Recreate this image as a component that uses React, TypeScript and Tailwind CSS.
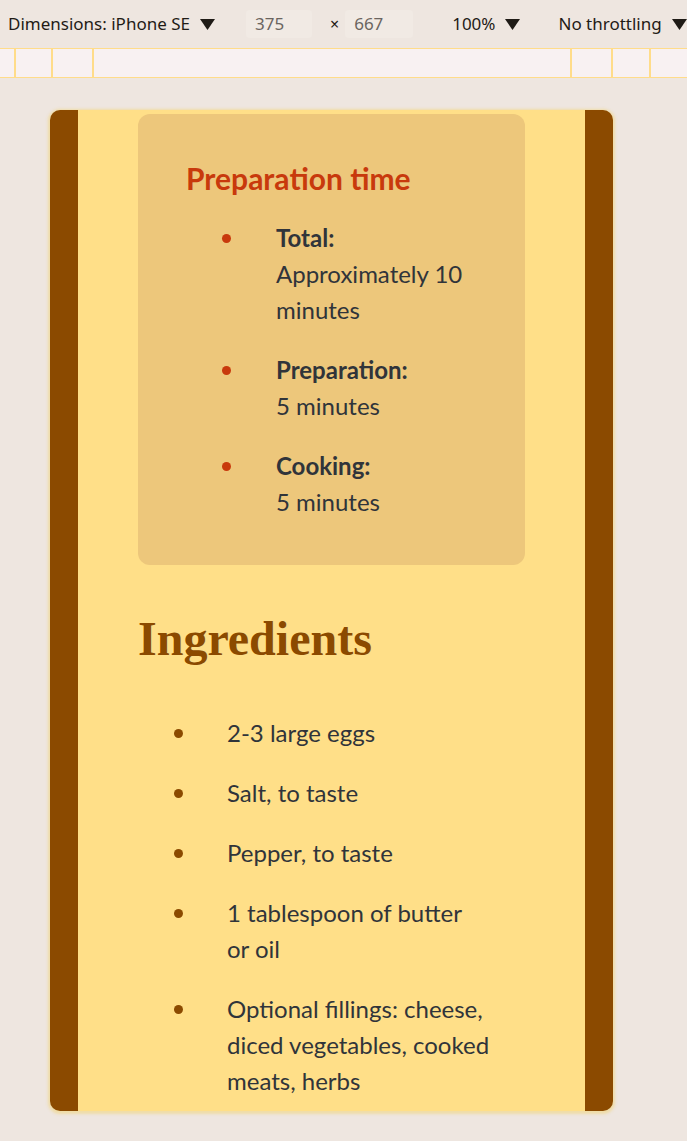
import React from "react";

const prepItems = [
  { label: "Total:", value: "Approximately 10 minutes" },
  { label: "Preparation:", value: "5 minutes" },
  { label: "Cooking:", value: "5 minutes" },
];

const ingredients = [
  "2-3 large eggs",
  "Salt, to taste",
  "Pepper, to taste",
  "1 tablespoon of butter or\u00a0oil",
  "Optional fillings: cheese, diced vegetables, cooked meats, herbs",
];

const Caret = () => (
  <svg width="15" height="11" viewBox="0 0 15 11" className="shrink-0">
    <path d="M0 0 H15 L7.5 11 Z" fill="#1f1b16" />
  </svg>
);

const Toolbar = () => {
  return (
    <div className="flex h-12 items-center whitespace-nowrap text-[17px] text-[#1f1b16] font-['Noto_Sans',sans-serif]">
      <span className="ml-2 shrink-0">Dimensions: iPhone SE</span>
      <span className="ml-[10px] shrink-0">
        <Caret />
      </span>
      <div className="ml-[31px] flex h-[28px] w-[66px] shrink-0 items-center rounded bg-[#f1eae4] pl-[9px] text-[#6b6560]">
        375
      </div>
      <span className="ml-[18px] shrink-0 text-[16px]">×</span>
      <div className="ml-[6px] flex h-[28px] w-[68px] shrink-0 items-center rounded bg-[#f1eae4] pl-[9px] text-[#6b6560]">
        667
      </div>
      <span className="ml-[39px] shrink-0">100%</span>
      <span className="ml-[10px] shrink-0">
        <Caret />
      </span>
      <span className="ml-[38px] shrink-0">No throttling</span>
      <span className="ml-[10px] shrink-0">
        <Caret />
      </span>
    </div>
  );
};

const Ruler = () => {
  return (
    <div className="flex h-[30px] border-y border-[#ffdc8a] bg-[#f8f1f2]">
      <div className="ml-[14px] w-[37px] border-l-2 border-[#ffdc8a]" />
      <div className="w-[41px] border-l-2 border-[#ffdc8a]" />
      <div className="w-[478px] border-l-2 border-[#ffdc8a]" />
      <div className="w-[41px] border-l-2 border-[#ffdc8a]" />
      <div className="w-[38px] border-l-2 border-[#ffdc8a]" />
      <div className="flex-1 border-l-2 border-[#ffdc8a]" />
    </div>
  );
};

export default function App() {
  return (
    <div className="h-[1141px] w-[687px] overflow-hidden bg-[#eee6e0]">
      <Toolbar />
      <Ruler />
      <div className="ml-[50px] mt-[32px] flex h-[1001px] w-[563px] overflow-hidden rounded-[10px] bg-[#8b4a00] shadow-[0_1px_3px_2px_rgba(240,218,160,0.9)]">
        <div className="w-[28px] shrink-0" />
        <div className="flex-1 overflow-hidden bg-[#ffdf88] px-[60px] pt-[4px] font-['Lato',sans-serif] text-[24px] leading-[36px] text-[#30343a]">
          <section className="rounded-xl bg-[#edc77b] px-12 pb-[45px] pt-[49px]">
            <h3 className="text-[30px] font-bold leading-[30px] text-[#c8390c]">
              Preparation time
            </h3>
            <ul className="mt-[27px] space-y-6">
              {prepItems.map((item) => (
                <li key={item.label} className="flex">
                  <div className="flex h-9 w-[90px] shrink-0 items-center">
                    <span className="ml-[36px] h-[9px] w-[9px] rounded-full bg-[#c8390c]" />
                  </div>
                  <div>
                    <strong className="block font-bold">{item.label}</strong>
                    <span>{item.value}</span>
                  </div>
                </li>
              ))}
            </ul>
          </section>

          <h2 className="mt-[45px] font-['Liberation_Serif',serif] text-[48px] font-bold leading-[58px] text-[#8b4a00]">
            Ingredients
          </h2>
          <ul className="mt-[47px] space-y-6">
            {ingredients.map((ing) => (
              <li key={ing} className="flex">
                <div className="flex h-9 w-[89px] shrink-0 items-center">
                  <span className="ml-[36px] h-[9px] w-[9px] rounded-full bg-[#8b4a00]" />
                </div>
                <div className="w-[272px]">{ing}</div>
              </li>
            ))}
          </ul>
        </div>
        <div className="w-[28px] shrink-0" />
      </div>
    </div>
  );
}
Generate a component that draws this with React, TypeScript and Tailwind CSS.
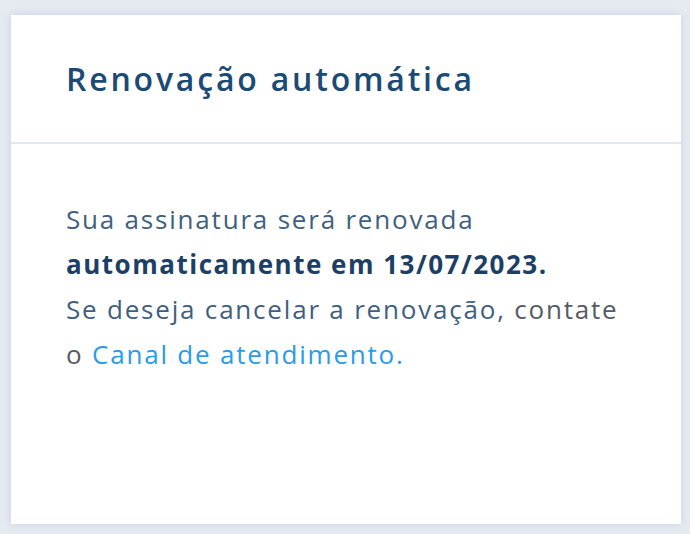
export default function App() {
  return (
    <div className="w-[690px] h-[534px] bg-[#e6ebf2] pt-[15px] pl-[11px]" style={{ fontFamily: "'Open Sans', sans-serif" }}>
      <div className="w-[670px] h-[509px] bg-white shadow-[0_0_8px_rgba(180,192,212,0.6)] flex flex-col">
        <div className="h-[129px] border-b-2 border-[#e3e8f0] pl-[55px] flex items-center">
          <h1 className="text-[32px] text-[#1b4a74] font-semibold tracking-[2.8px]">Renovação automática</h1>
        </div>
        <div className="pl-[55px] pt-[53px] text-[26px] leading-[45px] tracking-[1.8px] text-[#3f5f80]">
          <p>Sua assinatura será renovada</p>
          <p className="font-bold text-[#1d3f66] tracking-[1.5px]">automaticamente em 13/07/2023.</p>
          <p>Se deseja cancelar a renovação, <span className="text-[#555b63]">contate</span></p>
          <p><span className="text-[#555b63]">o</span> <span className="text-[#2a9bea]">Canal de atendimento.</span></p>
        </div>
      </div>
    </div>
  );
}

================================

▶ **Work instructions**
All entries must be written out again exactly as given, with no pictures in the copy.

▶ **Task answer**
Recreate this image as a component that uses React, TypeScript and Tailwind CSS.
import React from "react";

const prepItems = [
  { label: "Total:", value: "Approximately 10 minutes" },
  { label: "Preparation:", value: "5 minutes" },
  { label: "Cooking:", value: "5 minutes" },
];

const ingredients = [
  "2-3 large eggs",
  "Salt, to taste",
  "Pepper, to taste",
  "1 tablespoon of butter or\u00a0oil",
  "Optional fillings: cheese, diced vegetables, cooked meats, herbs",
];

const Caret = () => (
  <svg width="15" height="11" viewBox="0 0 15 11" className="shrink-0">
    <path d="M0 0 H15 L7.5 11 Z" fill="#1f1b16" />
  </svg>
);

const Toolbar = () => {
  return (
    <div className="flex h-12 items-center whitespace-nowrap text-[17px] text-[#1f1b16] font-['Noto_Sans',sans-serif]">
      <span className="ml-2 shrink-0">Dimensions: iPhone SE</span>
      <span className="ml-[10px] shrink-0">
        <Caret />
      </span>
      <div className="ml-[31px] flex h-[28px] w-[66px] shrink-0 items-center rounded bg-[#f1eae4] pl-[9px] text-[#6b6560]">
        375
      </div>
      <span className="ml-[18px] shrink-0 text-[16px]">×</span>
      <div className="ml-[6px] flex h-[28px] w-[68px] shrink-0 items-center rounded bg-[#f1eae4] pl-[9px] text-[#6b6560]">
        667
      </div>
      <span className="ml-[39px] shrink-0">100%</span>
      <span className="ml-[10px] shrink-0">
        <Caret />
      </span>
      <span className="ml-[38px] shrink-0">No throttling</span>
      <span className="ml-[10px] shrink-0">
        <Caret />
      </span>
    </div>
  );
};

const Ruler = () => {
  return (
    <div className="flex h-[30px] border-y border-[#ffdc8a] bg-[#f8f1f2]">
      <div className="ml-[14px] w-[37px] border-l-2 border-[#ffdc8a]" />
      <div className="w-[41px] border-l-2 border-[#ffdc8a]" />
      <div className="w-[478px] border-l-2 border-[#ffdc8a]" />
      <div className="w-[41px] border-l-2 border-[#ffdc8a]" />
      <div className="w-[38px] border-l-2 border-[#ffdc8a]" />
      <div className="flex-1 border-l-2 border-[#ffdc8a]" />
    </div>
  );
};

export default function App() {
  return (
    <div className="h-[1141px] w-[687px] overflow-hidden bg-[#eee6e0]">
      <Toolbar />
      <Ruler />
      <div className="ml-[50px] mt-[32px] flex h-[1001px] w-[563px] overflow-hidden rounded-[10px] bg-[#8b4a00] shadow-[0_1px_3px_2px_rgba(240,218,160,0.9)]">
        <div className="w-[28px] shrink-0" />
        <div className="flex-1 overflow-hidden bg-[#ffdf88] px-[60px] pt-[4px] font-['Lato',sans-serif] text-[24px] leading-[36px] text-[#30343a]">
          <section className="rounded-xl bg-[#edc77b] px-12 pb-[45px] pt-[49px]">
            <h3 className="text-[30px] font-bold leading-[30px] text-[#c8390c]">
              Preparation time
            </h3>
            <ul className="mt-[27px] space-y-6">
              {prepItems.map((item) => (
                <li key={item.label} className="flex">
                  <div className="flex h-9 w-[90px] shrink-0 items-center">
                    <span className="ml-[36px] h-[9px] w-[9px] rounded-full bg-[#c8390c]" />
                  </div>
                  <div>
                    <strong className="block font-bold">{item.label}</strong>
                    <span>{item.value}</span>
                  </div>
                </li>
              ))}
            </ul>
          </section>

          <h2 className="mt-[45px] font-['Liberation_Serif',serif] text-[48px] font-bold leading-[58px] text-[#8b4a00]">
            Ingredients
          </h2>
          <ul className="mt-[47px] space-y-6">
            {ingredients.map((ing) => (
              <li key={ing} className="flex">
                <div className="flex h-9 w-[89px] shrink-0 items-center">
                  <span className="ml-[36px] h-[9px] w-[9px] rounded-full bg-[#8b4a00]" />
                </div>
                <div className="w-[272px]">{ing}</div>
              </li>
            ))}
          </ul>
        </div>
        <div className="w-[28px] shrink-0" />
      </div>
    </div>
  );
}
Generate a component that draws this with React, TypeScript and Tailwind CSS.
export default function App() {
  return (
    <div className="w-[690px] h-[534px] bg-[#e6ebf2] pt-[15px] pl-[11px]" style={{ fontFamily: "'Open Sans', sans-serif" }}>
      <div className="w-[670px] h-[509px] bg-white shadow-[0_0_8px_rgba(180,192,212,0.6)] flex flex-col">
        <div className="h-[129px] border-b-2 border-[#e3e8f0] pl-[55px] flex items-center">
          <h1 className="text-[32px] text-[#1b4a74] font-semibold tracking-[2.8px]">Renovação automática</h1>
        </div>
        <div className="pl-[55px] pt-[53px] text-[26px] leading-[45px] tracking-[1.8px] text-[#3f5f80]">
          <p>Sua assinatura será renovada</p>
          <p className="font-bold text-[#1d3f66] tracking-[1.5px]">automaticamente em 13/07/2023.</p>
          <p>Se deseja cancelar a renovação, <span className="text-[#555b63]">contate</span></p>
          <p><span className="text-[#555b63]">o</span> <span className="text-[#2a9bea]">Canal de atendimento.</span></p>
        </div>
      </div>
    </div>
  );
}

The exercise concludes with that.